The difficulty is that the movement system makes it hard to manipulate the units into doing anything sensible. The lack of control over movement - unique in the Spectrum wargaming world to Ken Wright's games - is interesting and unusual in its proper application, but frustrating in this scenario. It is true that most of the divisions landed in disorder, but the simulation - if it is supposed to be a simulation of that aspect - has very little reality.
There are no specific victory conditions to strive for: play is stopped if either army falls before 40% effectiveness, if Allied units reach the right hand edge of the map, or if all become deactivated. Victory for either side is decided purely on the respective strengths of each army at the time of play ceasing, which is infuriatingly artificial. It is much more satisfactory to have structured goals in this type of game, especially when it aims, as this one does, for sophistication.

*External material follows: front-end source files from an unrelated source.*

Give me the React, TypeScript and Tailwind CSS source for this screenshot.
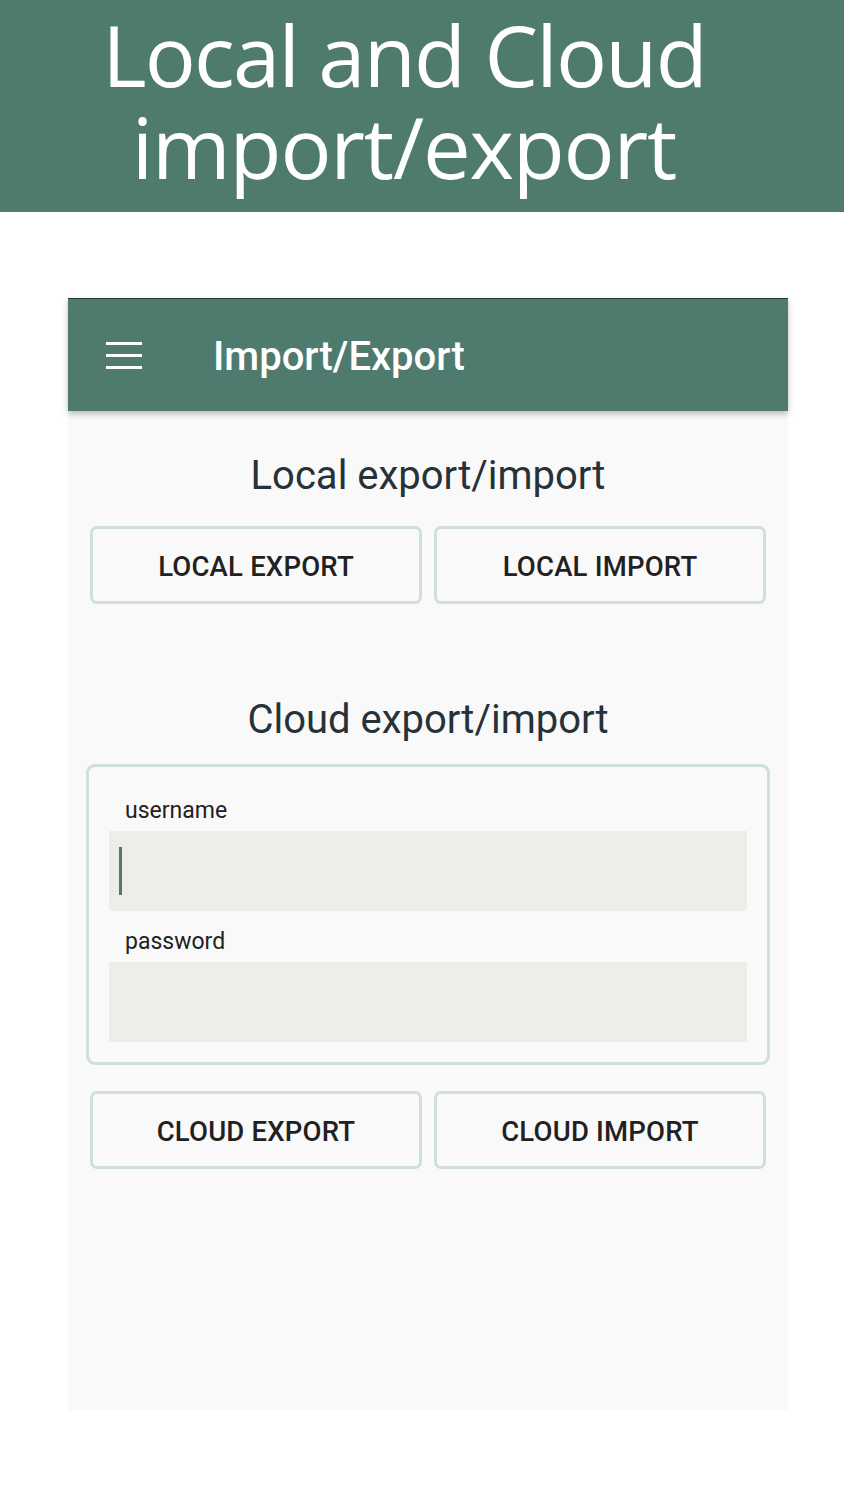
import { useState } from 'react'

function OutlineButton({ label }: { label: string }) {
  return (
    <button className="flex h-[78px] flex-1 items-center justify-center rounded-[7px] border-[3px] border-[#cfdfdc] bg-[#f9f9f9] pt-[3px] text-[27.5px] font-medium tracking-[0.2px] text-[#212121]">
      {label}
    </button>
  )
}

function Field({ label, focused }: { label: string; focused?: boolean }) {
  return (
    <div className="flex flex-col">
      <div className="flex h-[41px] items-center pl-4 pt-[2px] text-[23px] text-[#212121]">{label}</div>
      <div className="flex h-[80px] items-center bg-[#eeeee8] pl-[10px]">
        {focused && <div className="h-[48px] w-[3px] bg-[#4e7b6e]" />}
      </div>
    </div>
  )
}

export default function App() {
  const [menuOpen] = useState(false)

  return (
    <div className="min-h-[1500px] w-[844px] bg-white font-['Roboto',sans-serif]">
      <div className="flex h-[212px] flex-col items-center bg-[#4e7b6e] pr-9 pt-[8px] font-['Open_Sans',sans-serif] text-[85px] leading-[92px] text-white">
        <div className="tracking-[-1.8px]">Local and Cloud</div>
        <div className="tracking-[-1.2px]">import/export</div>
      </div>

      <div className="ml-[68px] mt-[86px] flex h-[1112px] w-[720px] flex-col bg-[#f9f9f9]">
        <div className="relative z-10 flex h-[113px] items-center border-t border-[#263a33] bg-[#4e7b6e] shadow-[0_3px_6px_rgba(0,0,0,0.25)]">
          <button className="ml-[38px] flex w-9 flex-col gap-[9px]" aria-expanded={menuOpen}>
            <span className="h-[3px] w-9 bg-white" />
            <span className="h-[3px] w-9 bg-white" />
            <span className="h-[3px] w-9 bg-white" />
          </button>
          <div className="ml-[71px] mt-[4px] text-[40px] font-medium text-white">Import/Export</div>
        </div>

        <div className="flex flex-col px-[20px]">
          <h2 className="mt-[40px] text-center text-[40px] leading-[50px] text-[#263238]">Local export/import</h2>
          <div className="mt-[25px] flex gap-3 px-[2px]">
            <OutlineButton label="LOCAL EXPORT" />
            <OutlineButton label="LOCAL IMPORT" />
          </div>

          <h2 className="mt-[91px] text-center text-[40px] leading-[50px] text-[#263238]">Cloud export/import</h2>
          <div className="mx-[-2px] mt-[19px] flex flex-col rounded-[9px] border-[3px] border-[#cfdfdc] px-5 pb-[20px] pt-[23px]">
            <div className="flex flex-col gap-[10px]">
              <Field label="username" focused />
              <Field label="password" />
            </div>
          </div>
          <div className="mt-[26px] flex gap-3 px-[2px]">
            <OutlineButton label="CLOUD EXPORT" />
            <OutlineButton label="CLOUD IMPORT" />
          </div>
        </div>
      </div>
    </div>
  )
}
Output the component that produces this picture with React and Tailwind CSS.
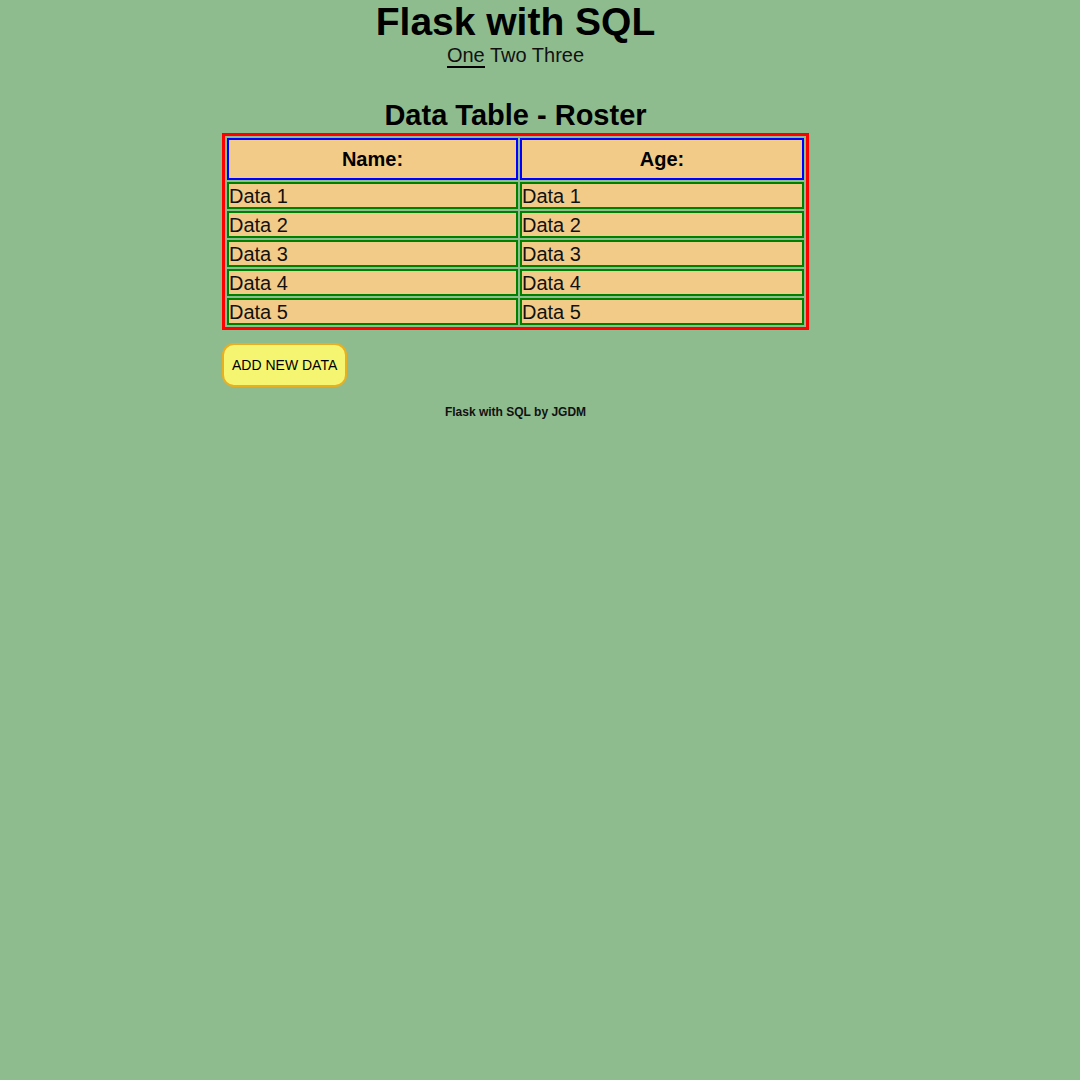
const rows = [1, 2, 3, 4, 5];

export default function App() {
    return (
        <div className="min-h-[1080px] w-full bg-[#8fbc8f] text-black" style={{ fontFamily: "Arial, 'Liberation Sans', sans-serif" }}>
            <div className="w-[1031px] flex flex-col items-center">
                {/* Header */}
                <h1 className="text-[39px] font-bold leading-[43px] mt-0">Flask with SQL</h1>
                <nav className="text-[20px] leading-[24px] text-[#111]">
                    <span className="border-b-2 border-black">One</span> Two Three
                </nav>

                {/* Table */}
                <div className="w-[587px] mt-[32px]">
                    <h2 className="text-[29px] font-bold leading-[33px] text-center">Data Table - Roster</h2>
                    <table className="w-[587px] border-[3px] border-[#ff0000] border-separate border-spacing-[2px] mt-[1px]">
                        <thead>
                            <tr>
                                <th className="w-[291px] h-[42px] border-2 border-[#0000ff] bg-[#f3cb89] text-[20px] font-bold">Name:</th>
                                <th className="w-[284px] h-[42px] border-2 border-[#0000ff] bg-[#f3cb89] text-[20px] font-bold">Age:</th>
                            </tr>
                        </thead>
                        <tbody>
                            {rows.map((n) => (
                                <tr key={n}>
                                    <td className="h-[27px] border-2 border-[#008000] bg-[#f3cb89] text-[20px] leading-[22px] p-0 text-[#111]">Data {n}</td>
                                    <td className="h-[27px] border-2 border-[#008000] bg-[#f3cb89] text-[20px] leading-[22px] p-0 text-[#111]">Data {n}</td>
                                </tr>
                            ))}
                        </tbody>
                    </table>

                    <button className="mt-[13px] h-[44px] px-[8px] rounded-[12px] border-2 border-[#e8b020] bg-[#f5f571] text-[14px]">
                        ADD NEW DATA
                    </button>
                </div>

                {/* Footer */}
                <p className="text-[12px] font-bold mt-[16px] text-[#111]">Flask with SQL by JGDM</p>
            </div>
        </div>
    );
}
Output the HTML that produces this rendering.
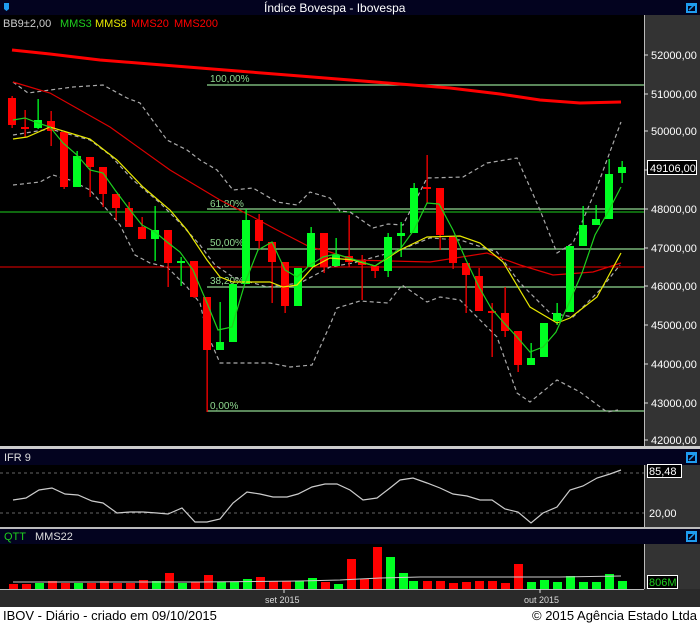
<!DOCTYPE html>
<html><head><meta charset="utf-8"><style>
html,body{margin:0;padding:0;background:#000;width:700px;height:623px;overflow:hidden}
svg{display:block}
text{font-family:"Liberation Sans",sans-serif}
</style></head><body>
<svg id="s" width="700" height="623" viewBox="0 0 700 623" xmlns="http://www.w3.org/2000/svg">
<rect x="0" y="0" width="700" height="623" fill="#000"/>
<rect x="0" y="0" width="700" height="15" fill="#03031f"/>
<path d="M4 3 L9 3 L9 9 L6.5 11 L4 9 Z" fill="#1e9cf0"/>
<text x="264" y="12" font-size="12" fill="#fff">Índice Bovespa - Ibovespa</text>
<g><rect x="686" y="3" width="11" height="10" fill="#1e9cf0"/><rect x="688" y="6" width="7" height="5" fill="#03031f"/><path d="M689 10 L695 4" stroke="#1e9cf0" stroke-width="1.5"/></g>
<rect x="645" y="15" width="55" height="431" fill="#333"/>
<line x1="644.5" y1="15" x2="644.5" y2="446" stroke="#bbb" stroke-width="1"/>
<g font-size="11" fill="#fff">
<text x="651" y="59">52000,00</text>
<text x="651" y="98">51000,00</text>
<text x="651" y="135">50000,00</text>
<text x="651" y="213">48000,00</text>
<text x="651" y="252">47000,00</text>
<text x="651" y="290">46000,00</text>
<text x="651" y="329">45000,00</text>
<text x="651" y="368">44000,00</text>
<text x="651" y="407">43000,00</text>
<text x="651" y="444">42000,00</text>
</g>
<g stroke="#ddd">
<line x1="644" y1="55" x2="648" y2="55"/><line x1="644" y1="94" x2="648" y2="94"/><line x1="644" y1="131" x2="648" y2="131"/><line x1="644" y1="170" x2="648" y2="170"/><line x1="644" y1="209" x2="648" y2="209"/><line x1="644" y1="248" x2="648" y2="248"/><line x1="644" y1="286" x2="648" y2="286"/><line x1="644" y1="325" x2="648" y2="325"/><line x1="644" y1="364" x2="648" y2="364"/><line x1="644" y1="403" x2="648" y2="403"/><line x1="644" y1="440" x2="648" y2="440"/>
</g>
<rect x="647.5" y="160.5" width="49" height="14" fill="#000" stroke="#fff"/>
<text x="650" y="172" font-size="11" fill="#fff">49106,00</text>
<g font-size="11">
<text x="3" y="27" fill="#ccc">BB9±2,00</text>
<text x="60" y="27" fill="#1ed01e">MMS3</text>
<text x="95" y="27" fill="#e8e800">MMS8</text>
<text x="131" y="27" fill="#f00">MMS20</text>
<text x="174" y="27" fill="#f00">MMS200</text>
</g>
<g stroke="#8fd88f" stroke-width="1.3">
<line x1="207" y1="85" x2="644" y2="85"/>
<line x1="207" y1="209" x2="644" y2="209"/>
<line x1="207" y1="249" x2="644" y2="249"/>
<line x1="207" y1="287" x2="644" y2="287"/>
<line x1="207" y1="411" x2="644" y2="411"/>
</g>
<line x1="0" y1="212" x2="644" y2="212" stroke="#1ed01e" stroke-width="1"/>
<line x1="0" y1="267" x2="644" y2="267" stroke="#e00" stroke-width="1"/>
<g font-size="10" fill="#8fd88f">
<text x="210" y="82">100,00%</text>
<text x="210" y="207">61,80%</text>
<text x="210" y="246">50,00%</text>
<text x="210" y="284">38,20%</text>
<text x="210" y="409">0,00%</text>
</g>
<g fill="none" stroke="#aaa" stroke-width="1.2" stroke-dasharray="4,3">
<polyline points="13,82 28,93 50,90 73,87 103,85 127,98 140,103 167,140 187,150 200,160 217,170 233,190 253,188 277,202 297,205 310,192 330,198 340,211 350,212 373,228 388,224 403,225 427,178 463,177 487,163 517,158 540,210 557,253 573,243 597,187 621,122"/>
<polyline points="13,185 40,182 53,175 70,180 90,190 103,205 120,225 135,255 150,263 167,267 187,287 200,303 207,333 220,363 270,363 290,367 312,365 330,325 337,308 360,301 388,303 402,285 427,302 440,297 460,300 480,320 497,337 517,393 530,402 557,380 580,392 607,412 618,410"/>
<polyline points="13,135 50,129 90,140 110,155 133,180 160,203 180,223 200,245 215,265 233,277 267,287 300,283 330,267 353,263 400,250 430,238 460,240 497,252 520,283 550,313 573,317 600,290 620,265"/>
</g>
<polyline fill="none" stroke="#f00" stroke-width="3" points="12,50 50,54 100,60 150,64 200,68 250,72 300,76 350,80 400,84 450,88 500,94 540,100 580,103 621,102"/>
<polyline fill="none" stroke="#d00" stroke-width="1.2" points="13,82 50,93 110,127 170,170 220,200 253,217 277,230 310,247 330,252 353,260 430,262 487,253 520,265 553,275 593,272 621,263"/>
<g id="candles"></g>
<polyline fill="none" stroke="#e8e800" stroke-width="1.2" points="13,139 27,137 50,127 90,139 117,160 143,187 170,210 187,230 207,260 220,277 233,282 253,282 270,282 283,287 297,285 313,267 330,258 353,260 375,266 400,250 427,237 460,236 480,243 503,262 530,307 557,323 570,318 597,297 621,253"/>
<polyline fill="none" stroke="#1ed01e" stroke-width="1.2" points="13,120 25,118 38,123 50,127 63,143 77,155 90,170 103,173 115,190 130,210 142,225 155,232 167,242 180,252 193,270 207,303 218,330 232,327 245,283 258,250 272,242 285,270 297,277 310,265 323,257 336,254 349,258 362,262 375,266 388,257 401,248 414,230 427,203 439,204 453,230 466,260 479,287 491,308 504,323 517,337 530,352 543,347 556,332 569,303 582,273 595,235 608,212 621,187"/>

<rect x="0" y="446" width="700" height="3" fill="#ccc"/>
<rect x="0" y="449" width="700" height="16" fill="#03031f"/>
<text x="4" y="461" font-size="11" fill="#ddd">IFR 9</text>
<g><rect x="686" y="452" width="11" height="11" fill="#1e9cf0"/><rect x="688" y="455" width="7" height="6" fill="#03031f"/><path d="M689 460 L695 454" stroke="#1e9cf0" stroke-width="1.5"/></g>
<rect x="645" y="465" width="55" height="62" fill="#333"/>
<line x1="644.5" y1="465" x2="644.5" y2="527" stroke="#bbb"/>
<g stroke="#666" stroke-dasharray="3,3"><line x1="0" y1="473" x2="644" y2="473"/><line x1="0" y1="513" x2="644" y2="513"/></g>
<polyline fill="none" stroke="#ccc" stroke-width="1.2" points="13,500 26,498 39,490 52,488 65,494 78,495 92,501 103,503 117,513 130,512 143,512 157,513 168,514 182,508 195,522 207,522 220,519 233,503 247,492 260,494 273,497 287,497 298,494 312,487 325,484 337,484 350,490 363,500 377,498 390,488 400,480 413,478 427,483 440,488 453,494 467,496 480,500 492,500 505,509 518,512 531,523 543,513 557,507 570,490 583,486 597,478 610,474 621,470"/>
<rect x="647.5" y="464.5" width="34" height="13" fill="#000" stroke="#fff"/>
<text x="649" y="475" font-size="11" fill="#fff">85,48</text>
<text x="649" y="517" font-size="11" fill="#fff">20,00</text>
<rect x="0" y="527" width="700" height="2" fill="#bbb"/>
<rect x="0" y="529" width="700" height="15" fill="#03031f"/>
<text x="4" y="540" font-size="11" fill="#1ed01e">QTT</text>
<text x="35" y="540" font-size="11" fill="#ddd">MMS22</text>
<g><rect x="686" y="531" width="11" height="11" fill="#1e9cf0"/><rect x="688" y="534" width="7" height="6" fill="#03031f"/><path d="M689 539 L695 533" stroke="#1e9cf0" stroke-width="1.5"/></g>
<rect x="645" y="544" width="55" height="45" fill="#333"/>
<line x1="644.5" y1="544" x2="644.5" y2="589" stroke="#bbb"/>
<g id="vols"></g>
<polyline fill="none" stroke="#ccc" stroke-width="1" points="13,582 100,582 200,582 300,581 340,580 380,578 420,577 500,577 560,577 621,576"/>
<rect x="647.5" y="575.5" width="30" height="13" fill="#000" stroke="#fff"/>
<text x="649" y="586" font-size="11" fill="#1ed01e">806M</text>
<rect x="0" y="589" width="700" height="18" fill="#2a2a2a"/>
<line x1="0" y1="589.5" x2="644" y2="589.5" stroke="#bbb"/>
<line x1="284" y1="589" x2="284" y2="593" stroke="#ddd"/>
<line x1="540" y1="589" x2="540" y2="593" stroke="#ddd"/>
<text x="265" y="603" font-size="9" fill="#ddd">set 2015</text>
<text x="524" y="603" font-size="9" fill="#ddd">out 2015</text>
<rect x="0" y="607" width="700" height="16" fill="#fff"/>
<text x="3" y="620" font-size="13" fill="#000">IBOV - Diário - criado em 09/10/2015</text>
<text x="697" y="620" font-size="13" fill="#000" text-anchor="end">© 2015 Agência Estado Ltda</text>
</svg>
<script>
var C=[[12,98,125,96,128,0],[25,127,129,110,137,0],[38,120,128,99,129,1],[51,121,131,111,146,0],[64,132,187,132,189,0],[77,156,187,151,187,1],[90,157,167,157,197,0],[103,167,194,167,207,0],[116,194,208,194,220,0],[129,208,227,202,227,0],[142,227,239,217,239,0],[155,230,239,206,261,1],[168,230,263,230,287,0],[181,261,263,257,286,1],[194,261,297,261,298,0],[207,297,350,297,412,0],[220,342,350,302,350,1],[233,284,342,284,342,1],[246,220,284,209,284,1],[259,220,241,214,250,0],[272,242,262,242,303,0],[285,262,306,262,313,0],[298,268,306,268,306,1],[311,233,267,227,267,1],[324,233,267,233,273,0],[336,255,266,238,266,1],[349,256,262,215,267,0],[362,261,265,255,300,0],[375,266,271,266,278,0],[388,237,271,233,277,1],[401,233,236,222,257,1],[414,188,233,183,233,1],[427,187,189,155,203,0],[440,188,235,188,250,0],[453,237,263,237,269,0],[466,263,275,263,313,0],[479,276,311,268,311,0],[492,311,313,303,357,0],[505,313,331,287,337,0],[518,331,365,331,372,0],[531,358,365,343,365,1],[544,323,357,323,357,1],[557,313,321,303,325,1],[570,246,312,246,312,1],[583,225,246,206,246,1],[596,219,225,205,225,1],[609,174,219,159,219,1],[622,167,173,161,183,1]];
var V=[584,584,583,581,583,583,583,581,583,583,580,581,573,583,582,575,582,582,579,577,581,581,581,578,582,584,559,579,547,557,573,581,581,581,583,582,581,581,583,564,582,580,582,576,582,582,574,581];
var VC=[0,0,1,0,0,1,0,0,0,0,0,1,0,1,0,0,1,1,1,0,0,0,1,1,0,1,0,0,0,1,1,1,0,0,0,0,0,0,0,0,1,1,1,1,1,1,1,1];
var VX=[13,26,39,52,65,78,91,104,117,130,143,156,169,182,195,208,221,234,247,260,273,286,299,312,325,338,351,364,377,390,403,413,427,440,453,466,479,492,505,518,531,544,557,570,583,596,609,622];
var ns="http://www.w3.org/2000/svg",g=document.getElementById("candles"),vg=document.getElementById("vols");
function r(p,x,y,w,h,f){var e=document.createElementNS(ns,"rect");e.setAttribute("x",x);e.setAttribute("y",y);e.setAttribute("width",w);e.setAttribute("height",Math.max(h,2));e.setAttribute("fill",f);p.appendChild(e);}
C.forEach(function(c){var f=c[5]?"#00ff22":"#ff0000";r(g,c[0]-0.5,c[3],1.3,c[4]-c[3],f);r(g,c[0]-4,c[1],8,c[2]-c[1],f);});
V.forEach(function(y,i){r(vg,VX[i]-4,y,9,589-y,VC[i]?"#00ff22":"#ff0000");});
</script>
</body></html>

Despite these negative aspects, the potential for varied development of strategy is very great and this is certainly an extremely well designed and well presented wargame. I would have no hesitation in recommending it's a purchase and I'm looking forward to the next offering from the same keyboard.
The historical material in the rulebookis excellent and thorough but the instructions on gameplay are badly structured and slightly confusing.
The smoothness of the orders system makes it easy to play, but the frustrating movement impedes playability to an extent.
Clear enough, but rather uninsprired.
Some of the historical atmosphere is destroyed and abstracted by the clumsiness of the units, but despite that the general excitement is maintained.
An excellent game with infuriating aspects - worth buying.